Records provided:
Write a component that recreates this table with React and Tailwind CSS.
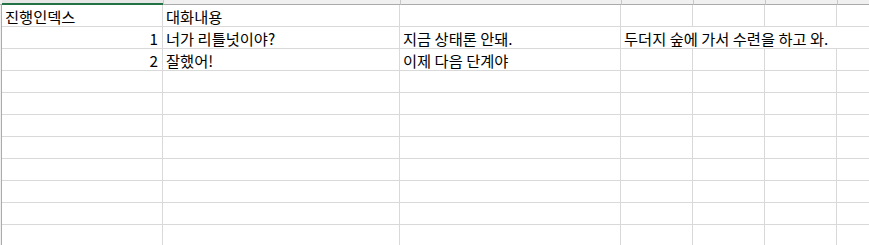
import React from "react";

// Sheet columns: width includes the 1px right grid line
const COLS = [161, 237, 221, 72, 72, 72, 72];

const ROWS = [
  [{ t: "진행인덱스" }, { t: "대화내용" }, null, null, null, null, null],
  [{ t: "1", right: true }, { t: "너가 리틀넛이야?" }, { t: "지금 상태론 안돼." }, { t: "두더지 숲에 가서 수련을 하고 와.", span: 4 }],
  [{ t: "2", right: true }, { t: "잘했어!" }, { t: "이제 다음 단계야" }, null, null, null, null],
];

const TOTAL_ROWS = 11;

function Row({ cells }) {
  const out = [];
  let ci = 0;
  for (const cell of cells) {
    const span = cell && cell.span ? cell.span : 1;
    const w = COLS.slice(ci, ci + span).reduce((a, b) => a + b, 0);
    out.push(
      <div
        key={ci}
        style={{ width: w }}
        className={
          "shrink-0 h-full border-r border-[#d9d9d9] flex items-center px-[3px] pt-[1px] whitespace-nowrap " +
          (cell && cell.right ? "justify-end pr-[4px]" : "justify-start")
        }
      >
        {cell ? cell.t : ""}
      </div>
    );
    ci += span;
  }
  return <div className="flex h-[22px] border-b border-[#d9d9d9]">{out}</div>;
}

export default function App() {
  const rows = [];
  for (let i = 0; i < TOTAL_ROWS; i++) {
    rows.push(ROWS[i] || [null, null, null, null, null, null, null]);
  }
  return (
    <div
      className="w-[869px] h-[245px] overflow-hidden bg-white text-black text-[15.3px]"
      style={{ fontFamily: '"Malgun Gothic", "Noto Sans CJK KR", sans-serif' }}
    >
      {/* column header strip */}
      <div className="flex h-[5px]">
        <div className="w-[2px] shrink-0 bg-[#f0f0f0] border-b border-[#ababab]" />
        <div className="w-[161px] shrink-0 bg-[#e6e6e6] border-b-2 border-[#217346]" />
        <div className="w-[237px] shrink-0 bg-[#f0f0f0] border-l border-b border-[#c8c8c8] border-b-[#ababab]" />
        <div className="w-[221px] shrink-0 bg-[#f0f0f0] border-l border-b border-[#c8c8c8] border-b-[#ababab]" />
        <div className="w-[72px] shrink-0 bg-[#f0f0f0] border-l border-b border-[#c8c8c8] border-b-[#ababab]" />
        <div className="w-[72px] shrink-0 bg-[#f0f0f0] border-l border-b border-[#c8c8c8] border-b-[#ababab]" />
        <div className="w-[72px] shrink-0 bg-[#f0f0f0] border-l border-b border-[#c8c8c8] border-b-[#ababab]" />
        <div className="flex-1 bg-[#f0f0f0] border-l border-b border-[#c8c8c8] border-b-[#ababab]" />
      </div>
      <div className="flex">
        {/* row header edge */}
        <div className="w-[2px] shrink-0 flex">
          <div className="w-[1px] bg-[#f0f0f0]" />
          <div className="w-[1px] bg-[#ababab]" />
        </div>
        <div className="flex flex-col">
          {rows.map((r, i) => (
            <Row key={i} cells={r} />
          ))}
        </div>
      </div>
    </div>
  );
}
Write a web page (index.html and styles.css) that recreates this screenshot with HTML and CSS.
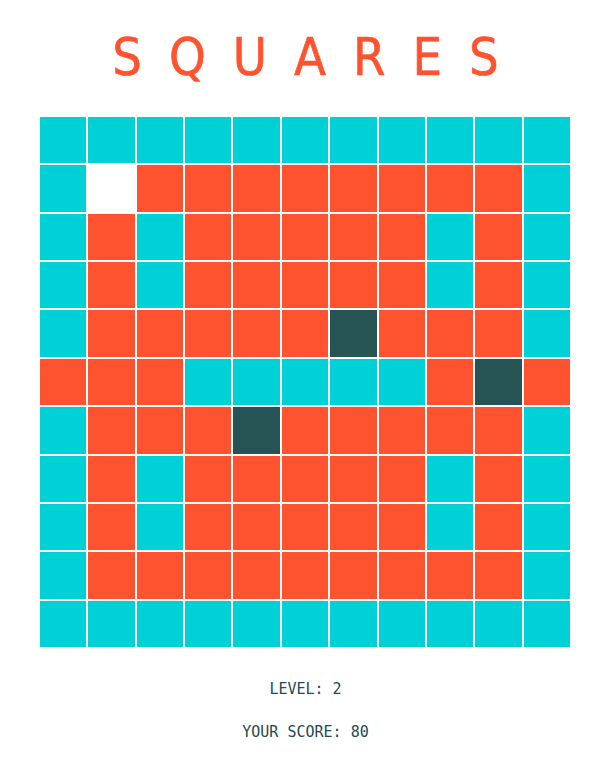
FILE: index.html
```html
<!DOCTYPE html>
<html lang="en">
<head>
    <meta charset="UTF-8">
    <meta name="viewport" content="width=device-width, initial-scale=1.0">
    <title>Squares</title>
    <link rel="stylesheet" href="styles.css">
</head>
<body>
    <div id="game">
        <h1 class="title">SQUARES</h1>

        <!-- Board cells are built by the script below -->
        <div id="board" class="board"></div>

        <div class="stats">
            <p class="stat">LEVEL: <span id="level">2</span></p>
            <p class="stat">YOUR SCORE: <span id="score">80</span></p>
        </div>
    </div>

    <script>
        // t = teal, o = orange, d = dark, w = white (current square)
        const layout = [
            'ttttttttttt',
            'twoooooooot',
            'totoooootot',
            'totoooootot',
            'tooooodooot',
            'oootttttodo',
            'tooodooooot',
            'totoooootot',
            'totoooootot',
            'tooooooooot',
            'ttttttttttt'
        ];

        const names = { t: 'teal', o: 'orange', d: 'dark', w: 'white' };
        const board = document.getElementById('board');

        layout.forEach(function (row) {
            for (let i = 0; i < row.length; i++) {
                const cell = document.createElement('div');
                cell.classList.add('cell', names[row[i]]);
                board.appendChild(cell);
            }
        });
    </script>
</body>
</html>
```

FILE: styles.css
```css
body {
    margin: 0;
    padding: 0;
    background-color: #fff;
    font-family: 'DejaVu Sans Mono', monospace;
    color: #26494f;
}

#game {
    width: 611px;
}

.title {
    margin: 0;
    padding: 31px 0 0 0;
    height: 86px;
    box-sizing: border-box;
    text-align: center;
    font-family: 'DejaVu Sans Condensed', 'DejaVu Sans', sans-serif;
    font-weight: normal;
    font-size: 52px;
    line-height: 52px;
    letter-spacing: 27px;
    text-indent: 27px;
    color: #ff532f;
    -webkit-text-stroke: 0.6px #ff532f;
}

.board {
    width: 530px;
    height: 530px;
    margin-left: 40px;
    margin-top: 31px;
    display: grid;
    grid-template-columns: repeat(11, 1fr);
    grid-template-rows: repeat(11, 1fr);
    gap: 2px;
}

.cell {
    background-color: #00d1d6;
}

.cell.orange {
    background-color: #ff532f;
}

.cell.dark {
    background-color: #265354;
}

.cell.white {
    background-color: #fff;
}

.stats {
    padding-top: 34px;
    text-align: center;
}

.stat {
    margin: 0 0 27px 0;
    font-size: 15px;
    line-height: 16px;
}
```
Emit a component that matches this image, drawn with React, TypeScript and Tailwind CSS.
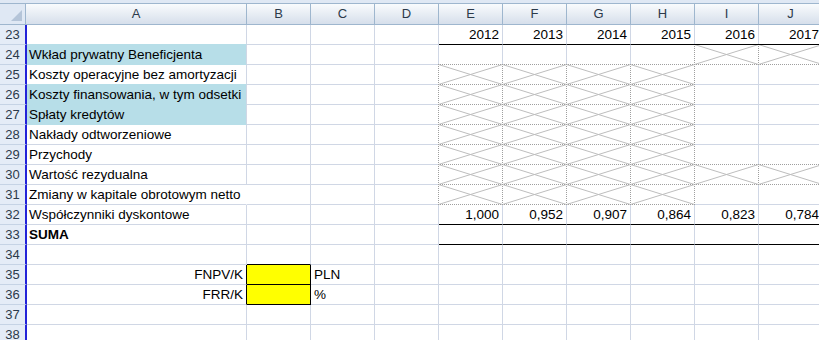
import clsx from "clsx"

type Cell = {
  text?: string
  hatch?: boolean
  hatchTop?: boolean
  blackBottom?: boolean
  blackRight?: boolean
  yellow?: boolean
  right?: boolean
  num?: boolean
}

type Row = {
  n: number
  a?: string
  fill?: boolean
  bold?: boolean
  aRight?: boolean
  aBlackRight?: boolean
  spill?: boolean
  cells?: Partial<Record<string, Cell>>
}

const COLS = ["B", "C", "D", "E", "F", "G", "H", "I", "J"]
const YEARS = ["2012", "2013", "2014", "2015", "2016", "2017"]
const DISCOUNT = ["1,000", "0,952", "0,907", "0,864", "0,823", "0,784"]
const EJ = ["E", "F", "G", "H", "I", "J"]
const EH = ["E", "F", "G", "H"]

const spread = (cols: string[], cell: (i: number) => Cell) =>
  Object.fromEntries(cols.map((c, i) => [c, cell(i)]))

const ROWS: Row[] = [
  { n: 23, cells: spread(EJ, (i) => ({ text: YEARS[i], num: true, blackBottom: true })) },
  { n: 24, a: "Wkład prywatny Beneficjenta", fill: true, cells: spread(["I", "J"], () => ({ hatch: true, hatchTop: true })) },
  { n: 25, a: "Koszty operacyjne bez amortyzacji", cells: spread(EH, () => ({ hatch: true })) },
  { n: 26, a: "Koszty finansowania, w tym odsetki", fill: true, cells: spread(EH, () => ({ hatch: true })) },
  { n: 27, a: "Spłaty kredytów", fill: true, cells: spread(EH, () => ({ hatch: true })) },
  { n: 28, a: "Nakłady odtworzeniowe", cells: spread(EH, () => ({ hatch: true })) },
  { n: 29, a: "Przychody", cells: spread(EH, () => ({ hatch: true })) },
  { n: 30, a: "Wartość rezydualna", cells: spread(EJ, () => ({ hatch: true })) },
  { n: 31, a: "Zmiany w kapitale obrotowym netto", spill: true, cells: spread(EH, () => ({ hatch: true })) },
  { n: 32, a: "Współczynniki dyskontowe", cells: spread(EJ, (i) => ({ text: DISCOUNT[i], num: true, blackBottom: true })) },
  { n: 33, a: "SUMA", bold: true, cells: spread(EJ, () => ({ blackBottom: true })) },
  { n: 34, cells: { B: { blackBottom: true } } },
  { n: 35, a: "FNPV/K", aRight: true, aBlackRight: true, cells: { B: { yellow: true }, C: { text: "PLN" } } },
  { n: 36, a: "FRR/K", aRight: true, aBlackRight: true, cells: { B: { yellow: true }, C: { text: "%" } } },
  { n: 37 },
  { n: 38 },
]

function Hatch({ blackTop }: { blackTop?: boolean }) {
  return (
    <svg className="absolute -left-px -top-px" width={65} height={21} viewBox="0 0 65 21">
      <rect x={0} y={0} width={65} height={21} fill="#fff" />
      <path d="M0.5 0.5L64.5 20.5M0.5 20.5L64.5 0.5" stroke="#bdbdbd" strokeWidth={1} />
      <path
        d="M0 20.5H65M0.5 0V21M64.5 0V21"
        stroke="#9f9f9f"
        strokeDasharray="1 1"
        shapeRendering="crispEdges"
      />
      {blackTop ? (
        <path d="M0 0.5H65" stroke="#000" shapeRendering="crispEdges" />
      ) : (
        <path d="M0 0.5H65" stroke="#9f9f9f" strokeDasharray="1 1" shapeRendering="crispEdges" />
      )}
    </svg>
  )
}

function DataCell({ cell }: { cell?: Cell }) {
  const c = cell ?? {}
  return (
    <div
      className={clsx(
        "relative flex h-[20px] w-[64px] shrink-0 items-end border-r border-b px-[3px] pb-px leading-[16px]",
        c.yellow ? "bg-[#ffff00] border-black" : "border-[#d0d7e5]",
        c.blackBottom && "border-b-black",
        c.num && "justify-end"
      )}
    >
      {c.hatch && <Hatch blackTop={c.hatchTop} />}
      {c.text && <span className="whitespace-nowrap">{c.text}</span>}
    </div>
  )
}

export default function App() {
  return (
    <div className="h-[340px] w-[819px] overflow-hidden bg-white font-['Liberation_Sans',Arial,sans-serif] text-[13.5px] text-black">
      <div className="h-[3px] bg-[#dfe8f4]" />
      {/* column headers */}
      <div className="flex h-[22px] border-y border-[#9eb6ce] text-[13px] text-[#2c3a4a]">
        <div className="flex w-[26px] shrink-0 items-end justify-end border-r border-[#9eb6ce] bg-[#dfe8f4] p-[3px]">
          <div className="h-0 w-0 border-b-[11px] border-l-[11px] border-b-[#b4c4d8] border-l-transparent" />
        </div>
        <div className="flex w-[221px] shrink-0 items-center justify-center border-r border-[#9eb6ce] bg-gradient-to-b from-[#f9fbfd] to-[#d6dfeb]">
          A
        </div>
        {COLS.map((c) => (
          <div
            key={c}
            className="flex w-[64px] shrink-0 items-center justify-center border-r border-[#9eb6ce] bg-gradient-to-b from-[#f9fbfd] to-[#d6dfeb]"
          >
            {c}
          </div>
        ))}
      </div>

      {ROWS.map((r, idx) => {
        const nextFill = ROWS[idx + 1]?.fill
        return (
          <div key={r.n} className="flex h-[20px]">
            <div className="flex w-[27px] shrink-0 items-end justify-center border-r-2 border-b border-r-[#2323d8] border-b-[#c5d3e5] bg-[#e4ecf7] pb-[2px] text-[13px] leading-[15px] text-[#2c3a4a]">
              {r.n}
            </div>
            <div
              className={clsx(
                "flex h-[20px] w-[220px] shrink-0 items-end border-r border-b pb-px pl-[2px] pr-[3px] leading-[16px]",
                r.fill ? "bg-[#b7dee8] border-b-[#b7dee8]" : nextFill ? "border-b-[#b7dee8]" : "border-b-[#d0d7e5]",
                r.aBlackRight ? "border-r-black" : r.spill ? "border-r-white" : "border-r-[#d0d7e5]",
                r.aRight && "justify-end",
                r.bold && "font-bold"
              )}
            >
              {r.a && <span className="whitespace-nowrap">{r.a}</span>}
            </div>
            {COLS.map((c) => (
              <DataCell key={c} cell={r.cells?.[c]} />
            ))}
          </div>
        )
      })}
    </div>
  )
}
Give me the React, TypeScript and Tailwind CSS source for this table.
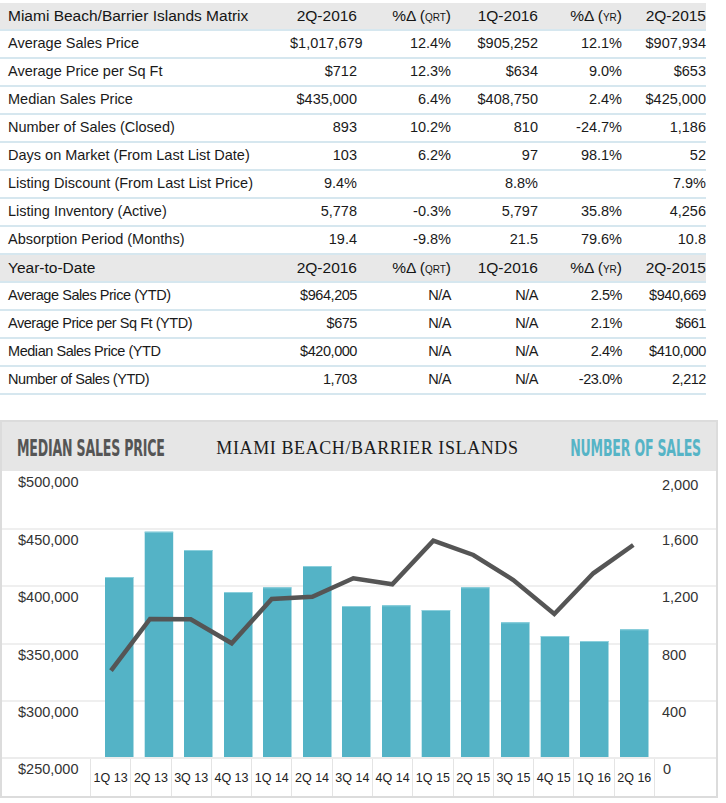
import React from "react";

type Row = { label: string; cells: string[] };

const quarterRows: Row[] = [
  { label: "Average Sales Price", cells: ["$1,017,679", "12.4%", "$905,252", "12.1%", "$907,934"] },
  { label: "Average Price per Sq Ft", cells: ["$712", "12.3%", "$634", "9.0%", "$653"] },
  { label: "Median Sales Price", cells: ["$435,000", "6.4%", "$408,750", "2.4%", "$425,000"] },
  { label: "Number of Sales (Closed)", cells: ["893", "10.2%", "810", "-24.7%", "1,186"] },
  { label: "Days on Market (From Last List Date)", cells: ["103", "6.2%", "97", "98.1%", "52"] },
  { label: "Listing Discount (From Last List Price)", cells: ["9.4%", "", "8.8%", "", "7.9%"] },
  { label: "Listing Inventory (Active)", cells: ["5,778", "-0.3%", "5,797", "35.8%", "4,256"] },
  { label: "Absorption Period (Months)", cells: ["19.4", "-9.8%", "21.5", "79.6%", "10.8"] },
];

const ytdRows: Row[] = [
  { label: "Average Sales Price (YTD)", cells: ["$964,205", "N/A", "N/A", "2.5%", "$940,669"] },
  { label: "Average Price per Sq Ft (YTD)", cells: ["$675", "N/A", "N/A", "2.1%", "$661"] },
  { label: "Median Sales Price (YTD", cells: ["$420,000", "N/A", "N/A", "2.4%", "$410,000"] },
  { label: "Number of Sales (YTD)", cells: ["1,703", "N/A", "N/A", "-23.0%", "2,212"] },
];

const colWidths = ["w-[67px]", "w-[94px]", "w-[87px]", "w-[84px]", "w-[84px]"];

const quarters = [
  "1Q 13", "2Q 13", "3Q 13", "4Q 13", "1Q 14", "2Q 14", "3Q 14",
  "4Q 14", "1Q 15", "2Q 15", "3Q 15", "4Q 15", "1Q 16", "2Q 16",
];

// bar left edge and top, in page pixels (plot spans x 90..654, y 471..757)
const bars: [number, number][] = [
  [105, 577], [144.7, 531.7], [184, 550], [224, 592], [263, 587.3], [303, 566], [342, 606],
  [382, 605.3], [421.7, 610], [461, 587.3], [501, 622.3], [540.7, 636], [580, 641], [620, 629.3],
];

const sales: [number, number][] = [
  [111, 670.7], [150, 619], [190.7, 619.3], [231.7, 643.3], [271.7, 599], [312.3, 596.7], [353.3, 578.3],
  [392.3, 584.3], [433.3, 540.7], [473.3, 555], [513.3, 580], [554.3, 614], [593.3, 573.3], [633.3, 545],
];

function Delta({ unit }: { unit: string }) {
  return (
    <span>
      %Δ (<span className="text-[10px]">{unit}</span>)
    </span>
  );
}

function HeaderRow({ title }: { title: string }) {
  const heads: React.ReactNode[] = ["2Q-2016", <Delta unit="QRT" />, "1Q-2016", <Delta unit="YR" />, "2Q-2015"];
  return (
    <div className="flex h-[28px] items-center border-b-2 border-[#d6e7ef] bg-[#e8e8e8] text-[15.5px] text-[#151515]">
      <div className="w-[290px] pl-2">{title}</div>
      {heads.map((h, i) => (
        <div key={i} className={`${colWidths[i]} text-right`}>
          {h}
        </div>
      ))}
    </div>
  );
}

function DataRow({ row, tight }: { row: Row; tight?: boolean }) {
  return (
    <div
      className={`flex h-[28px] items-center border-b-2 border-[#d6e7ef] text-[14.5px] text-[#1a1a1a] ${
        tight ? "tracking-[-0.45px]" : ""
      }`}
    >
      <div className="w-[290px] pl-2 whitespace-nowrap">{row.label}</div>
      {row.cells.map((c, i) => (
        <div key={i} className={`${colWidths[i]} text-right`}>
          {c}
        </div>
      ))}
    </div>
  );
}

const condensed = { fontFamily: '"DejaVu Sans Condensed", "DejaVu Sans", sans-serif' };

function Chart() {
  const left = ["$500,000", "$450,000", "$400,000", "$350,000", "$300,000"];
  const right = ["2,000", "1,600", "1,200", "800", "400"];
  return (
    <div className="mt-[25px] w-[718px] border-2 border-[#dcdcdc]">
      <div className="flex h-[49px] items-center justify-between bg-[#e6e6e6] px-[15px] pt-[3px]">
        <span
          className="inline-block scale-y-[1.66] whitespace-nowrap text-[14px] font-bold leading-none tracking-[-0.2px] text-[#555555]"
          style={condensed}
        >
          MEDIAN SALES PRICE
        </span>
        <div
          className="whitespace-nowrap text-[18px] tracking-[0.6px] text-[#1b1b1b]"
          style={{ fontFamily: '"Liberation Serif", serif' }}
        >
          MIAMI BEACH/BARRIER ISLANDS
        </div>
        <span
          className="inline-block scale-y-[1.66] whitespace-nowrap text-[14px] font-bold leading-none tracking-[-0.2px] text-[#56b4c6]"
          style={condensed}
        >
          NUMBER OF SALES
        </span>
      </div>

      <div className="relative">
        {left.map((l, i) => (
          <div
            key={l}
            className={`flex h-[57.2px] text-[14.5px] leading-normal text-[#333] ${
              i > 0 ? "border-t-2 border-[#efefef]" : ""
            }`}
          >
            <div className={`w-[88px] pl-[16px] ${i === 0 ? "pt-[1px]" : "pt-0"}`}>{l}</div>
            <div className="w-[564px]" />
            <div className={`flex-1 pl-[8px] ${i === 0 ? "pt-[4px]" : "pt-0"}`}>{right[i]}</div>
          </div>
        ))}
        <svg
          className="pointer-events-none absolute left-[88px] top-0"
          width={564}
          height={286}
          viewBox="90 471 564 286"
        >
          {bars.map(([x, y], i) => (
            <g key={i}>
              <rect x={x} y={y} width={28.5} height={757 - y} fill="#54b3c6" />
              <rect x={x} y={y} width={28.5} height={1} fill="#8bcfdc" />
            </g>
          ))}
          <polyline
            points={sales.map(([x, y]) => `${x},${y}`).join(" ")}
            fill="none"
            stroke="#555555"
            strokeWidth={4.5}
            strokeLinejoin="miter"
          />
        </svg>
        <div className="flex h-[39px] border-t-2 border-[#ececec] leading-normal text-[#333]">
          <div className="w-[88px] pl-[16px] text-[14.5px]">$250,000</div>
          <div className="flex w-[564px]">
            {quarters.map((q) => (
              <div
                key={q}
                className="flex flex-1 items-center justify-center border-l border-[#e4e4e4] pt-[2px] text-[12.5px] whitespace-nowrap text-[#222]"
              >
                {q}
              </div>
            ))}
          </div>
          <div className="flex-1 border-l border-[#e4e4e4] pl-[8px] text-[14.5px]">0</div>
        </div>
      </div>
    </div>
  );
}

export default function App() {
  return (
    <div className="min-h-screen bg-white pt-[3px]" style={{ fontFamily: '"Liberation Sans", Arial, sans-serif' }}>
      <div className="w-[716px] pr-[10px]">
        <HeaderRow title="Miami Beach/Barrier Islands Matrix" />
        {quarterRows.map((r) => (
          <DataRow key={r.label} row={r} />
        ))}
        <HeaderRow title="Year-to-Date" />
        {ytdRows.map((r) => (
          <DataRow key={r.label} row={r} tight />
        ))}
      </div>
      <Chart />
    </div>
  );
}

Problem requirements:
Repeat the listing above from its first line through the line that contains "const COLS = [161, 237, 221, 72, 72, 72, 72];", both included, and nothing more. Drop the pictures.

The reply:
Write a component that recreates this table with React and Tailwind CSS.
import React from "react";

// Sheet columns: width includes the 1px right grid line
const COLS = [161, 237, 221, 72, 72, 72, 72];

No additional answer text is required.